* AIM:
Check every line of the material below for the string "this", and return the ones that have it.

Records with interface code
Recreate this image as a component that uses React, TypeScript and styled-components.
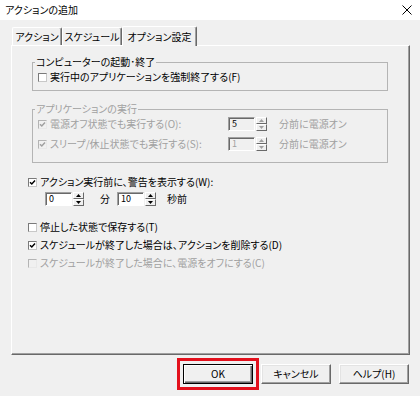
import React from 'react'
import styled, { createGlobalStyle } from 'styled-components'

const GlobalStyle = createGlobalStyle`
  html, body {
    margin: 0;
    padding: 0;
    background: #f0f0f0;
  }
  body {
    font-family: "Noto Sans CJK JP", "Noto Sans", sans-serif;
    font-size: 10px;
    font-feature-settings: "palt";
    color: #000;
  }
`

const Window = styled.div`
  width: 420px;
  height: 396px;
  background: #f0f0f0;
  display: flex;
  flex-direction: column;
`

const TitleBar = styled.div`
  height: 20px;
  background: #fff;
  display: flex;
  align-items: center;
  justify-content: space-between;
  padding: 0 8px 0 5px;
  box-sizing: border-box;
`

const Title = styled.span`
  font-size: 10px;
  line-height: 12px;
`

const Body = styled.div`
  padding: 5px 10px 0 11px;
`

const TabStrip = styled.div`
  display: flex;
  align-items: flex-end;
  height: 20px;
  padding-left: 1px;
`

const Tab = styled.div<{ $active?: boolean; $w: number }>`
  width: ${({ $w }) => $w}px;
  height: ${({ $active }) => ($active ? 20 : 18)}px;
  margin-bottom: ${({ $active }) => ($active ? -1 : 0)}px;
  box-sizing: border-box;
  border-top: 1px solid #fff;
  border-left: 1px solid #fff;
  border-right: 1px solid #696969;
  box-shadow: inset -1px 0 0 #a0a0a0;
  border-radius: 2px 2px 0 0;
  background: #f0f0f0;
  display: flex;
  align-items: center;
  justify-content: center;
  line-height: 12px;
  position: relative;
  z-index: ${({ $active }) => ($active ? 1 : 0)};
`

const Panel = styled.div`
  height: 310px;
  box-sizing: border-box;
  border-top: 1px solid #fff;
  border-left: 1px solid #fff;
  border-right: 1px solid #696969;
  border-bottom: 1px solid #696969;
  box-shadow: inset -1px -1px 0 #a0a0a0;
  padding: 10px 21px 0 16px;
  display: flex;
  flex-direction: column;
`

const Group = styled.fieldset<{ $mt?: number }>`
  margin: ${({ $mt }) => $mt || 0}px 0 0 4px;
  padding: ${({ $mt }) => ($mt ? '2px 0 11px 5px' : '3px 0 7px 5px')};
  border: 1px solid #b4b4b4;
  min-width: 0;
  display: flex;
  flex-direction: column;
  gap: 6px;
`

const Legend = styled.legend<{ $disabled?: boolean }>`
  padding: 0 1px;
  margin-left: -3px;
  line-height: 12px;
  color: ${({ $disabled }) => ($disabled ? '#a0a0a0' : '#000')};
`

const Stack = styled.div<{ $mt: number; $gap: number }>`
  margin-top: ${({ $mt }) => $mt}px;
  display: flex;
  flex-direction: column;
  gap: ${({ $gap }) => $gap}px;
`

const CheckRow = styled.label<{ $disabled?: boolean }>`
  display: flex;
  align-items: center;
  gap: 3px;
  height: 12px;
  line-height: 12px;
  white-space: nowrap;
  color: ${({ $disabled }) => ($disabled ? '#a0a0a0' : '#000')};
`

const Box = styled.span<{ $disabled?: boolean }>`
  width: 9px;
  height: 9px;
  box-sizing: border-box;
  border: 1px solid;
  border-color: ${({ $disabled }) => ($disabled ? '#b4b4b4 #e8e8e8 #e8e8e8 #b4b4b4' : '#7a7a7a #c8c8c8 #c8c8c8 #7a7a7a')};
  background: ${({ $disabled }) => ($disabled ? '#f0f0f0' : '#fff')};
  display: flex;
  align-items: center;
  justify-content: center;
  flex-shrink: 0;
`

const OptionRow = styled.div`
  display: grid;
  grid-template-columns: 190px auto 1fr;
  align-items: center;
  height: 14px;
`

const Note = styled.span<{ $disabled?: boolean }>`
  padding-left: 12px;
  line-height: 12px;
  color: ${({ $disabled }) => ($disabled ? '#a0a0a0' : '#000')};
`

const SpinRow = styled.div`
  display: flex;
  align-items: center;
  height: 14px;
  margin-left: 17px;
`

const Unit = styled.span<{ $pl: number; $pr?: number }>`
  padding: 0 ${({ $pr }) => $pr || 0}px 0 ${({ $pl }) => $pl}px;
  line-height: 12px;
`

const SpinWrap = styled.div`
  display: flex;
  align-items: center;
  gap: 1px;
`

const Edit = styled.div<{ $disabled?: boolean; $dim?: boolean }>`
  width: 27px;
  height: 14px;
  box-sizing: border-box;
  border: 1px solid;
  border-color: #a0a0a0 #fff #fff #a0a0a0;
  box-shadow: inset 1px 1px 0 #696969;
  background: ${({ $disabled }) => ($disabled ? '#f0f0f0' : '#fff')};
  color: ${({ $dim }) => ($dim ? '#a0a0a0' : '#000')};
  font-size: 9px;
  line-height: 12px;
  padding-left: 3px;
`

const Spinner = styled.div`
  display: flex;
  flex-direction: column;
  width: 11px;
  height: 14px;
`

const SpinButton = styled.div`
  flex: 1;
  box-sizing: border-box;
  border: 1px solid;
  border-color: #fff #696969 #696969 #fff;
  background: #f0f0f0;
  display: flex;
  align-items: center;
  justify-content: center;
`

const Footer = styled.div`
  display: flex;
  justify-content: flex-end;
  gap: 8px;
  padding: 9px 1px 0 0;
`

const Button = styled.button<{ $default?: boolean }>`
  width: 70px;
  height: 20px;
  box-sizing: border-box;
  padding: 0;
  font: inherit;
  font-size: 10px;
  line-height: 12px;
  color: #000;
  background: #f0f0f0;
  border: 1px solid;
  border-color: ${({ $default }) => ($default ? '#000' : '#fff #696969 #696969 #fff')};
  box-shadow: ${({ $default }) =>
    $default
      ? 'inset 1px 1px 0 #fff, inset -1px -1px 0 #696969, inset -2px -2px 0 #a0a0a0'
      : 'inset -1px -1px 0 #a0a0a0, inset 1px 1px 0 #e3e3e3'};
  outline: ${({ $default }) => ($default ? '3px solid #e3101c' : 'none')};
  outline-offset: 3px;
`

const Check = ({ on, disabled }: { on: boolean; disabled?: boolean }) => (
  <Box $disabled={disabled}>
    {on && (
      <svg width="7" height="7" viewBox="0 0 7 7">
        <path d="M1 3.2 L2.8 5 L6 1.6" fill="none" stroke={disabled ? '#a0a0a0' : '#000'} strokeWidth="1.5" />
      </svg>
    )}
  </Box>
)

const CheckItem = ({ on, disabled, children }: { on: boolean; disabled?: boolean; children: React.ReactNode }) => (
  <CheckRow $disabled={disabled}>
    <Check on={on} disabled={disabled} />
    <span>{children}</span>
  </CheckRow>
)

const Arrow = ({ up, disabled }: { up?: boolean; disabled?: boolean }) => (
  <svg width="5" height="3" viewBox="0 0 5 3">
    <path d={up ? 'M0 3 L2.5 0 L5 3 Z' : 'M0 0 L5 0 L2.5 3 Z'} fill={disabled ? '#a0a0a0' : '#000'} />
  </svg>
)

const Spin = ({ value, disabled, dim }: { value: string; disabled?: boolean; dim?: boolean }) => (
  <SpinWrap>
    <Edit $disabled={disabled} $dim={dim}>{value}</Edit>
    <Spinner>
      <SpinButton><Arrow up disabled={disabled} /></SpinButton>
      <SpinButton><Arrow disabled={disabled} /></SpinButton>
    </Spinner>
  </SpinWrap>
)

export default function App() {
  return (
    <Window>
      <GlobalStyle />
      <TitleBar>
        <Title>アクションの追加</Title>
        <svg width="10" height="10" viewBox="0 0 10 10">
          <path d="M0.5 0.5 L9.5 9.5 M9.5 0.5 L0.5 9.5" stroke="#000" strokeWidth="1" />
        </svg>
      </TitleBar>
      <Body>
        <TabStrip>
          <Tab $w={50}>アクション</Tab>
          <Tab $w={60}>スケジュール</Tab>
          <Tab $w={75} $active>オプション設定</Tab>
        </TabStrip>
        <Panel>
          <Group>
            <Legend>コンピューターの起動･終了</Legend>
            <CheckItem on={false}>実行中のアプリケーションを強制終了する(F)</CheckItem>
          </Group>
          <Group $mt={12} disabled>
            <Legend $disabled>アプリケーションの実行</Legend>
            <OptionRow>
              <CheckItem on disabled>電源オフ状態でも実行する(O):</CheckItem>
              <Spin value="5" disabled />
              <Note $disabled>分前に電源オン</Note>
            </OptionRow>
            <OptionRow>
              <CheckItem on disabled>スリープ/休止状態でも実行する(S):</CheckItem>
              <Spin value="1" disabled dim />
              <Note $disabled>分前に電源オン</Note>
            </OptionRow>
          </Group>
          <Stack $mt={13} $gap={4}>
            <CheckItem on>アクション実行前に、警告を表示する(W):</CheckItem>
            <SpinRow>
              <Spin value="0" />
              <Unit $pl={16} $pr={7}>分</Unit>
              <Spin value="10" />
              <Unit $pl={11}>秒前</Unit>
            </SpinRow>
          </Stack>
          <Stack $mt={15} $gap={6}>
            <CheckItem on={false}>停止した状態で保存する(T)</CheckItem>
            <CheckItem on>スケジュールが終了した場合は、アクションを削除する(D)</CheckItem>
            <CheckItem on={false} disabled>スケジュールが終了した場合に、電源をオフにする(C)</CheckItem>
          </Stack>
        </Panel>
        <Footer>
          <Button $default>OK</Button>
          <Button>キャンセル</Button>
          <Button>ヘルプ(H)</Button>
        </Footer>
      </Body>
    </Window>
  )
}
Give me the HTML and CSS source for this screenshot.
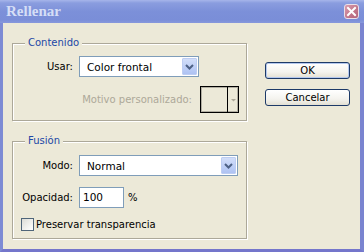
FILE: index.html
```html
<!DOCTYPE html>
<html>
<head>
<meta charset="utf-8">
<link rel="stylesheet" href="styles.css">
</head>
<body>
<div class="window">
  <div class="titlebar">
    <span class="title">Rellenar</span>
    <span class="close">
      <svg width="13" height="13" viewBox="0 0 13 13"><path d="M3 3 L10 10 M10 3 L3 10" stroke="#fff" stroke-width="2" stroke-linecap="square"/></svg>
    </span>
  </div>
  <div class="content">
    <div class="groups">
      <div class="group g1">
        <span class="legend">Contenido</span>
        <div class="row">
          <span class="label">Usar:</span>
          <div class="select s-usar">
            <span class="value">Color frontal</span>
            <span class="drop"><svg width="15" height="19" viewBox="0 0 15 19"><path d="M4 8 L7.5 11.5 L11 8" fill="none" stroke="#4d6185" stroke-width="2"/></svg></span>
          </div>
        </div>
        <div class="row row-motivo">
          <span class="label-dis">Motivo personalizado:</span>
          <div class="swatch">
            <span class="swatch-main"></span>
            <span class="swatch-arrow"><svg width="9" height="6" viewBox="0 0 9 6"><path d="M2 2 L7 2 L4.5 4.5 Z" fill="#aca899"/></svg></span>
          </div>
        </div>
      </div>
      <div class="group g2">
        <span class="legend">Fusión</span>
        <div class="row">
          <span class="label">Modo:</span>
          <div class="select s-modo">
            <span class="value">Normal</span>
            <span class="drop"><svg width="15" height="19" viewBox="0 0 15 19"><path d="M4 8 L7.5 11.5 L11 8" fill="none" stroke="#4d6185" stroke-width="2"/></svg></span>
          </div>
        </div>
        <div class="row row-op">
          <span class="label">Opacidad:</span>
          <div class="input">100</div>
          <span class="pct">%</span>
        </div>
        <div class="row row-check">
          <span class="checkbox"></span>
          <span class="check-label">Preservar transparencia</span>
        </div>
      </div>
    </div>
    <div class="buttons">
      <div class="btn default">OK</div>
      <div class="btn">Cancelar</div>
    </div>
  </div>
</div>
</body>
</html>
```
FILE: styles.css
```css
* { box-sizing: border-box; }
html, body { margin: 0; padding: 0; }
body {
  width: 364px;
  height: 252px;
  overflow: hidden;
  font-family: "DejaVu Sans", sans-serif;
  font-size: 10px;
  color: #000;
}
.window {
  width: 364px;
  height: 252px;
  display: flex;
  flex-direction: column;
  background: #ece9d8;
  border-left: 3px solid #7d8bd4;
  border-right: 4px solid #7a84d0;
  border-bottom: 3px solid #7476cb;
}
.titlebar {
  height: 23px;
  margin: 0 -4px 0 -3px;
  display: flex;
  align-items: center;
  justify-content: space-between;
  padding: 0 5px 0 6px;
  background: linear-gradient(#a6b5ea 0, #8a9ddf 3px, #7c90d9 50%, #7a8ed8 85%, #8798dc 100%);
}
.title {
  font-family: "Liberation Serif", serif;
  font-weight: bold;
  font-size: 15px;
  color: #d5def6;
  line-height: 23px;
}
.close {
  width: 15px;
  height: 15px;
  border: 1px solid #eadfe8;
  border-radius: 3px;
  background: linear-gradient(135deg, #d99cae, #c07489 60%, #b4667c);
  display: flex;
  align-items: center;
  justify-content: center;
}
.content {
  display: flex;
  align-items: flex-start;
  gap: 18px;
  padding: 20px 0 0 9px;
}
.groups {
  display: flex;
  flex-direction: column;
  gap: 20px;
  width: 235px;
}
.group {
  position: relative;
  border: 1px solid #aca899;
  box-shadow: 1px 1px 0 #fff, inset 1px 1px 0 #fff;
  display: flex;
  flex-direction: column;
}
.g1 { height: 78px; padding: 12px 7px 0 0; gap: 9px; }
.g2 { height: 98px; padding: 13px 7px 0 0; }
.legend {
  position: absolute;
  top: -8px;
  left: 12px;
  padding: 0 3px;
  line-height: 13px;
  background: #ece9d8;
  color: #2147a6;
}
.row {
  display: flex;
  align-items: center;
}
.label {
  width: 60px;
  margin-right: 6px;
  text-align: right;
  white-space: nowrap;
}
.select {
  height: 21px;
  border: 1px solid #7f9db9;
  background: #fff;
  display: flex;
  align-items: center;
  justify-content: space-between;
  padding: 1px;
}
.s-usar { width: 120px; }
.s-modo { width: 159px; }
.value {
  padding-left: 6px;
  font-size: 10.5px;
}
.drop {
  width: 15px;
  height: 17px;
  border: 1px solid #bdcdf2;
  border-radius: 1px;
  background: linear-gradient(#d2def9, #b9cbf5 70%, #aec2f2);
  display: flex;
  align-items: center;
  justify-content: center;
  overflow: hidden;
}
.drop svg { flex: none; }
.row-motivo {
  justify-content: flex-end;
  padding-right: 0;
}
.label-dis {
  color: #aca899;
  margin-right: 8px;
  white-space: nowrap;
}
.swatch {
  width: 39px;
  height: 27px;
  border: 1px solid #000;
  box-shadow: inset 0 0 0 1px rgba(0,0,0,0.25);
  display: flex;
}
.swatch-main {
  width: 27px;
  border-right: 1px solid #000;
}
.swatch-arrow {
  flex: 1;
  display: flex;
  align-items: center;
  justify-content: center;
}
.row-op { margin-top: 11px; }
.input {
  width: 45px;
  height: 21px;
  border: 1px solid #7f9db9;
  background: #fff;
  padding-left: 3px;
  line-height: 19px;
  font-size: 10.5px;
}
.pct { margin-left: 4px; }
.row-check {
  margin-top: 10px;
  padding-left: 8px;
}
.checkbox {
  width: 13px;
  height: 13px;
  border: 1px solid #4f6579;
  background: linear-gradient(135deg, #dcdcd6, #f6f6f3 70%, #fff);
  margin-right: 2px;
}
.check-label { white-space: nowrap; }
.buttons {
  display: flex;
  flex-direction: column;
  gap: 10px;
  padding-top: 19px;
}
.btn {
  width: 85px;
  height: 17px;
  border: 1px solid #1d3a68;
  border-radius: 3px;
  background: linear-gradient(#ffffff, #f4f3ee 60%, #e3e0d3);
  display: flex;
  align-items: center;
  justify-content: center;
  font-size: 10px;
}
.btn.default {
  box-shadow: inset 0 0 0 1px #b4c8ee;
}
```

* RESULT:
Recreate this image as a component that uses React, TypeScript and styled-components.
Give me the HTML and CSS source for this screenshot.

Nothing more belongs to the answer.